Six hours later, Mum was surprised when we came back so soon.
“What did you catch?” she asked excitedly, until my shivering brother and I “zombie-walked” through the door, our clothes muddied, sopping wet and hanging off of us.
“Them,” my father tersely replied.
With a tight smile Mum quietly cleaned us up while Dad proceeded to tell her how things went from bad to worse:
- while loading the boat, my little brother did not understand the concept of “Sit down!” — he fell overboard
- Dad reached over and grabbed him by one of his Wellies (“Wellingtons”: bright red-coloured rubber boots)
- during the rescue, my father’s car keys fell out of his pocket and into the dark waters
- Dad did have a spare pair of keys — at home
- After talking to some other fishermen there, one agreed to help us get home; but insisted we stay long enough to understand the experience
- Out in the boat with baited lines, we waited, then something yanked my pole from my hands! Typical child’s reaction: catch it! So, I did, and fell in — but, this time when my father leaned to pull me out, he fell in too.
The only thing caught that day were three colds!
Couldn’t end this without a story a little more recent. It involves my oldest two sons, Junior and Captain. Junior was about 5yrs-old and Captain was almost 3.
One of them discovered that a laundry basket was big enough to sit and play in — if you pulled it, it worked like a sled, but if you pushed it, you made your brother fall out! (Unless, said basket was at the top of a carpeted staircase with your brother sitting in it.).
Just a little push and it was a bumpy ride all the way down to the kitchen … and it sounded like fun from Junior’s vibrato squeal as the basket hit every step on it’s jerky way down.
Climbing out, Junior turned the laundry basket upside-down and carried it on his head as he rushed back up the stairs. “I wanna go again!” I remember him saying, but Captain looked at him and asked “Me, too?”
The next moment appeared to happen in slow motion, and although I observed it, it was so quick I couldn’t stop it.
Like a little male flight attendant, junior prepared the basket for Captain.
“Ready for take-off?” he asked. Captain nodded vigorously.
“Contact!” And he pushed Captain down the stairs.
Thump, thump, thump, thump, thump, thump, thump, thump, thump, SMACK! [Ultra-Sonic wail commences.].
“May Day! May Day! Plane down! Plane down!” Junior cried as he tore down the stairs ahead of me.

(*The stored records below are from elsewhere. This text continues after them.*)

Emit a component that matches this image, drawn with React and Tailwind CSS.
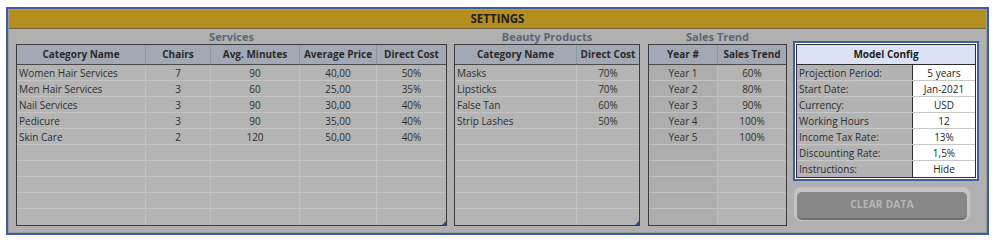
import React from 'react';

const services = [
  ['Women Hair Services', '7', '90', '40,00', '50%'],
  ['Men Hair Services', '3', '60', '25,00', '35%'],
  ['Nail Services', '3', '90', '30,00', '40%'],
  ['Pedicure', '3', '90', '35,00', '40%'],
  ['Skin Care', '2', '120', '50,00', '40%'],
];

const products = [
  ['Masks', '70%'],
  ['Lipsticks', '70%'],
  ['False Tan', '60%'],
  ['Strip Lashes', '50%'],
];

const trend = [
  ['Year 1', '60%'],
  ['Year 2', '80%'],
  ['Year 3', '90%'],
  ['Year 4', '100%'],
  ['Year 5', '100%'],
];

const config = [
  ['Projection Period:', '5 years'],
  ['Start Date:', 'Jan-2021'],
  ['Currency:', 'USD'],
  ['Working Hours', '12'],
  ['Income Tax Rate:', '13%'],
  ['Discounting Rate:', '1,5%'],
  ['Instructions:', 'Hide'],
];

const ROWS = 10;

const SheetTable = ({ title, cols, rows, handle, shadeFirst }) => {
  const filled = [...rows];
  while (filled.length < ROWS) filled.push(cols.map(() => ''));

  return (
    <div className="flex flex-col">
      <div className="h-[14px] text-center text-[11px] leading-[14px] font-bold text-[#5d6678]">{title}</div>
      <div className="relative border border-[#3c3c3c] bg-[#b4b4b4]">
        <div className="flex h-[20px] bg-[#a2a9b5] border-b border-[#4a4a4a]">
          {cols.map((c, i) => (
            <div
              key={i}
              className={`flex items-center justify-center text-[10px] font-bold text-[#2a2a2a] ${i > 0 ? 'border-l border-[#8e96a3]' : ''}`}
              style={{ width: c.w }}
            >
              {c.label}
            </div>
          ))}
        </div>
        {filled.map((r, ri) => (
          <div key={ri} className={`flex h-[16px] ${ri < ROWS - 1 ? 'border-b border-[#c3c3c3]' : ''}`}>
            {r.map((v, ci) => (
              <div
                key={ci}
                className={`flex items-center pt-[1px] text-[10px] text-[#2e2e2e] px-[2px] ${
                  cols[ci].left ? 'justify-start' : 'justify-center'
                } ${ci > 0 ? 'border-l border-[#c0c0c0]' : ''} ${shadeFirst && ci === 0 ? 'bg-[#adadad]' : ''}`}
                style={{ width: cols[ci].w }}
              >
                {v}
              </div>
            ))}
          </div>
        ))}
        {handle && (
          <div className="absolute right-0 bottom-0 w-0 h-0 border-l-[4px] border-l-transparent border-b-[4px] border-b-[#2f4f8f]" />
        )}
      </div>
    </div>
  );
};

export default function App() {
  return (
    <div className="w-[996px] h-[245px] bg-white pt-[7px] pl-[6px] font-['Open_Sans','Noto_Sans',sans-serif]">
      <div className="w-[983px] h-[228px] border-2 border-[#3f5c9c] bg-[#9c9c9c] p-[1px]">
        <div className="h-full bg-[#b0b0b0]">
          <div className="h-[19px] bg-[#b48e1f] border-b border-[#6e6240] flex items-center justify-center text-[11.5px] font-bold text-[#1f1f1f]">
            SETTINGS
          </div>

          <div className="flex pl-[7px] pt-[1px]">
            <div className="w-[431px]">
              <SheetTable
                title="Services"
                handle
                cols={[
                  { label: 'Category Name', w: 128, left: true },
                  { label: 'Chairs', w: 65 },
                  { label: 'Avg. Minutes', w: 89 },
                  { label: 'Average Price', w: 77 },
                  { label: 'Direct Cost', w: 70 },
                ]}
                rows={services}
              />
            </div>

            <div className="w-[186px] ml-[7px]">
              <SheetTable
                title="Beauty Products"
                handle
                cols={[
                  { label: 'Category Name', w: 121, left: true },
                  { label: 'Direct Cost', w: 63 },
                ]}
                rows={products}
              />
            </div>

            <div className="w-[139px] ml-[8px]">
              <SheetTable
                title="Sales Trend"
                shadeFirst
                cols={[
                  { label: 'Year #', w: 68 },
                  { label: 'Sales Trend', w: 69 },
                ]}
                rows={trend}
              />
            </div>

            <div className="w-[186px] ml-[6px] pt-[11px] flex flex-col">
              <div className="border-2 border-[#3f5c9c] bg-white p-[1px]">
                <div className="border border-[#2e2e2e]">
                  <div className="h-[20px] bg-[#dbe2f3] border-b border-[#2e2e2e] flex items-center justify-center text-[10px] font-bold text-[#222]">
                    Model Config
                  </div>
                  {config.map(([k, v], i) => (
                    <div key={i} className={`flex h-[16px] ${i < config.length - 1 ? 'border-b border-[#c8c8c8]' : ''}`}>
                      <div className="w-[115px] bg-[#b3b3b3] flex items-center pt-[1px] px-[2px] text-[10px] text-[#2c2c2c]">{k}</div>
                      <div className="flex-1 bg-white border-l border-[#2e2e2e] flex items-center justify-center pt-[1px] text-[10px] text-[#222]">
                        {v}
                      </div>
                    </div>
                  ))}
                </div>
              </div>

              <div className="mt-[6px] ml-[1px] w-[176px] h-[34px] rounded-[7px] bg-[#c4c4c4] p-[3px]">
                <button className="w-full h-full rounded-[5px] bg-[#878787] border-b-2 border-[#6f6f6f] text-[10px] font-bold tracking-[0.3px] text-[#b7b7b7]">
                  CLEAR DATA
                </button>
              </div>
            </div>
          </div>
        </div>
      </div>
    </div>
  );
}
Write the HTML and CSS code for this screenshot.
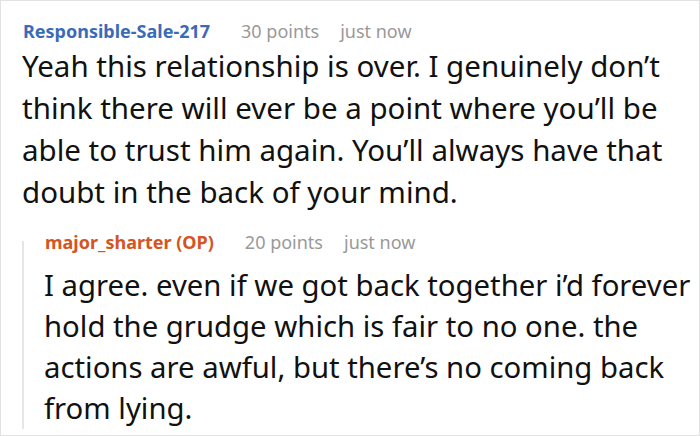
FILE: index.html
```html
<!DOCTYPE html>
<html>
<head>
<meta charset="utf-8">
<link rel="stylesheet" href="styles.css">
</head>
<body>
<div class="thread">
  <div class="comment">
    <div class="meta">
      <span class="user user-blue">Responsible-Sale-217</span>
      <span class="info">30 points</span>
      <span class="info">just now</span>
    </div>
    <p class="text">Yeah this relationship is over. I genuinely don’t think there will ever be a point where you’ll be able to trust him again. You’ll always have that doubt in the back of your mind.</p>
  </div>
  <div class="reply">
    <div class="rule"></div>
    <div class="reply-body">
      <div class="meta">
        <span class="user user-orange">major_sharter (OP)</span>
        <span class="info">20 points</span>
        <span class="info">just now</span>
      </div>
      <p class="text text-reply">I agree. even if we got back together i’d forever hold the grudge which is fair to no one. the actions are awful, but there’s no coming back from lying.</p>
    </div>
  </div>
</div>
</body>
</html>
```
FILE: styles.css
```css
html, body {
  margin: 0;
  padding: 0;
  background: #fff;
}
.thread {
  width: 700px;
  height: 436px;
  box-sizing: border-box;
  border: 1px solid #e2e2e2;
  padding: 17px 1px 0 21px;
  font-family: "Noto Sans", sans-serif;
  overflow: hidden;
}
.meta {
  display: flex;
  gap: 21px;
  align-items: baseline;
  font-size: 18px;
  line-height: 26px;
  margin-left: 1px;
}
.user {
  font-weight: 700;
  margin-right: 10px;
}
.user-blue { color: #3b6bb7; }
.user-orange { color: #d5541f; }
.info { color: #999; }
.text {
  margin: 1px 0 0 0;
  font-size: 29.5px;
  line-height: 42px;
  color: #111;
}
.comment .text {
  margin-right: 5px;
}
.reply {
  display: flex;
  margin-top: 16px;
}
.rule {
  width: 2px;
  flex: none;
  margin-top: 12px;
  background: #e6e6e6;
}
.reply-body {
  flex: 1;
  padding-left: 20px;
}
.text-reply {
  margin-top: 10px;
  font-size: 29.3px;
  line-height: 41px;
}
```
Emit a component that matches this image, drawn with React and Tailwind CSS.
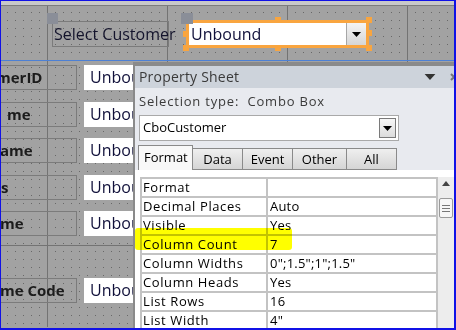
import React from "react";

const dots =
  "bg-[image:linear-gradient(90deg,#737373_1px,transparent_1px),conic-gradient(at_1px_1px,transparent_75%,#686868_0)] bg-[length:120px_100%,8px_8px] bg-[position:46px_0,6px_6px]";

const Caret = ({ className = "" }) => (
  <svg width="9" height="5" viewBox="0 0 9 5" className={className}>
    <path d="M0 0h9L4.5 5z" fill="currentColor" />
  </svg>
);

const Handle = ({ className }) => (
  <span className={`absolute w-[6px] h-[6px] bg-[#f9a53f] ${className}`} />
);

const fields = [
  { label: "merID", shift: "-ml-[5px]", mt: "mt-[4px]" },
  { label: "me", shift: "ml-[6px]", mt: "mt-[12px]" },
  { label: "ame", shift: "-ml-[1px]", mt: "mt-[11px]" },
  { label: "s", shift: "ml-0", mt: "mt-[12px]" },
  { label: "me", shift: "-ml-[1px]", mt: "mt-[11px]" },
  { label: "me Code", shift: "-ml-[1px]", mt: "mt-[42px]" },
];

const props = [
  ["Format", ""],
  ["Decimal Places", "Auto"],
  ["Visible", "Yes"],
  ["Column Count", "7"],
  ["Column Widths", '0";1.5";1";1.5"'],
  ["Column Heads", "Yes"],
  ["List Rows", "16"],
  ["List Width", '4"'],
];

const tabs = [
  { name: "Data", w: "w-[50px]" },
  { name: "Event", w: "w-[50px]" },
  { name: "Other", w: "w-[54px]" },
  { name: "All", w: "w-[50px]" },
];

export default function App() {
  return (
    <div className="relative w-[456px] h-[330px] overflow-hidden border-l border-t border-r-2 border-b-2 border-[#1111e6] bg-[#a2a2a2] font-['Open_Sans',sans-serif]">
      {/* form header section */}
      <div className="h-[5px] bg-[#c9c9c9] border-b border-[#7d7d7d]" />
      <div className={`h-[54px] ${dots} flex items-start pl-[51px] pt-[15px]`}>
        <div className="relative w-[117px] h-[26px] border border-[#7b7b7b] pl-[1px] text-[16px] leading-[24px] text-[#14142c] whitespace-nowrap">
          <span className="absolute -left-[6px] -top-[9px] w-[11px] h-[11px] bg-[#8a8e98]" />
          Select Customer
        </div>

        <div className="relative ml-[17px] -mt-[1px] w-[183px] h-[28px] border-[3px] border-[#f9a53f] flex">
          <span className="absolute -left-[8px] -top-[10px] w-[12px] h-[11px] bg-[#8a8e98]" />
          <Handle className="left-[86px] -top-[6px]" />
          <Handle className="left-[177px] -top-[6px]" />
          <Handle className="left-[177px] top-[7px]" />
          <Handle className="left-[177px] top-[22px]" />
          <Handle className="left-[86px] top-[22px]" />
          <Handle className="-left-[6px] top-[8px]" />
          <Handle className="-left-[6px] top-[22px]" />
          <div className="flex-1 bg-white text-[16px] leading-[22px] pl-[2px] text-[#10103a]">
            Unbound
          </div>
          <div className="w-[20px] border-l border-[#a6a6a6] bg-gradient-to-b from-[#f4f4f4] to-[#d6d6d6] flex items-center justify-center text-black">
            <Caret />
          </div>
        </div>
      </div>
      <div className="h-px bg-[#4d80d4]" />

      {/* detail section */}
      <div className={`relative h-[266px] ${dots} flex flex-col`}>
        {fields.map((f, i) => (
          <div key={i} className={`flex h-[25px] ${f.mt}`}>
            <div className="w-[76px] h-full border-y border-r border-[#7b7b7b] overflow-hidden">
              <div className={`${f.shift} text-[15px] font-bold leading-[23px] text-[#1c1c1c] whitespace-nowrap`}>
                {f.label}
              </div>
            </div>
            <div className="ml-[7px] w-[49px] h-full bg-white overflow-hidden text-[16px] leading-[25px] pl-[6px] text-[#10103a] whitespace-nowrap">
              Unbou
            </div>
          </div>
        ))}
        <div className="absolute left-0 right-0 top-[184px] h-px bg-[#737373]" />
      </div>

      {/* property sheet */}
      <div className="absolute left-[132px] top-[61px] right-0 bottom-0 border-l-2 border-t-4 border-[#8a8a8a] flex flex-col bg-[#e8eaef] text-[#3a3a3a]">
        <div className="h-[22px] shrink-0 bg-[#cdd3db] flex items-center pl-[4px]">
          <span className="text-[14px] tracking-[0.2px] leading-none">Property Sheet</span>
          <Caret className="ml-auto w-[12px] h-[6px] text-[#333]" />
          <svg width="8" height="8" viewBox="0 0 8 8" className="ml-[14px] mr-[-4px] shrink-0 text-[#777]">
            <path d="M1 1l6 6M7 1L1 7" stroke="currentColor" strokeWidth="2" />
          </svg>
        </div>

        <div className="h-[27px] shrink-0 flex items-center pl-[4px] text-[13px] tracking-[0.8px] whitespace-pre">
          Selection type:  Combo Box
        </div>

        <div className="ml-[4px] w-[260px] h-[26px] shrink-0 border border-[#a9a9a9] bg-white flex items-center pl-[3px] pr-[2px] text-[13px] text-black">
          CboCustomer
          <div className="ml-auto w-[17px] h-[20px] border border-[#7a7a7a] bg-gradient-to-b from-[#f7f7f7] to-[#dcdcdc] flex items-center justify-center">
            <Caret />
          </div>
        </div>

        <div className="mt-[4px] h-[25px] shrink-0 flex items-end pl-[3px] text-[13px] text-black">
          <div className="w-[55px] h-[25px] border border-b-0 border-[#8a8a8a] bg-[#f8f8f8] pl-[5px] leading-[22px]">
            Format
          </div>
          {tabs.map((t) => (
            <div
              key={t.name}
              className={`${t.w} h-[22px] border border-l-0 border-[#8a8a8a] bg-gradient-to-b from-[#efefef] to-[#d5d5d5] text-center leading-[21px]`}
            >
              {t.name}
            </div>
          ))}
        </div>

        <div className="flex-1 bg-white flex pl-[5px] pt-[7px]">
          <div className="relative self-start grid grid-cols-[124px_168px] gap-[2px] p-[2px] bg-[#c3c3c3]">
            {props.map(([k, v]) => (
              <React.Fragment key={k}>
                <div className="h-[17px] bg-white pl-[1px] text-[13px] tracking-[0.6px] leading-[17px] text-black whitespace-nowrap overflow-hidden">
                  {k}
                </div>
                <div className="h-[17px] bg-white pl-[2px] text-[13px] tracking-[0.2px] leading-[17px] text-black whitespace-nowrap overflow-hidden">
                  {v}
                </div>
              </React.Fragment>
            ))}
            <div className="absolute -left-[5px] top-[51px] w-[157px] h-[22px] bg-[#ffff00] mix-blend-multiply rounded-[3px]" />
          </div>
          <div className="ml-auto w-[16px] self-stretch bg-[#ededed] flex flex-col items-center">
            <svg width="8" height="5" viewBox="0 0 8 5" className="mt-[4px] text-[#444]">
              <path d="M0 5h8L4 0z" fill="currentColor" />
            </svg>
            <div className="mt-[12px] w-[14px] h-[20px] border border-[#9a9a9a] rounded-[2px] bg-[#f6f6f6] flex flex-col items-center justify-center gap-[2px]">
              <span className="w-[8px] h-px bg-[#777]" />
              <span className="w-[8px] h-px bg-[#777]" />
              <span className="w-[8px] h-px bg-[#777]" />
            </div>
          </div>
        </div>
      </div>
    </div>
  );
}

Captain’s “plane crashed” into the side of the microwave stand three feet from the bottom of the staircase.
Semi-relieved, I watched my little pilot stagger away from his hard-luck landing, holding his head. All seemed well until he removed his hand.
Ten minutes later: Captain is in my arms (his head wrapped in a bath towel), as I am explaining to an emergency nurse that my boys were playing on the staircase with a laundry basket, when the accident occurred.
She was not believing me, her comment was that I was an abusive father and she would call Child Protection Services.
It was then Junior showed her the bloodied basket (he insisted on bringing it) and demonstrated what happened on the floor in front of her. He told her that he did it first, and Captain wanted a turn.
“It’s my fault, he got hurt,” he said sadly.
Another fifteen minutes later: Captain is sporting a battle scar of 14 stitches, just above his right eyebrow.
After that, laundry baskets were no longer used as planes or toboggans, but I did see them as toy-box substitutes many times.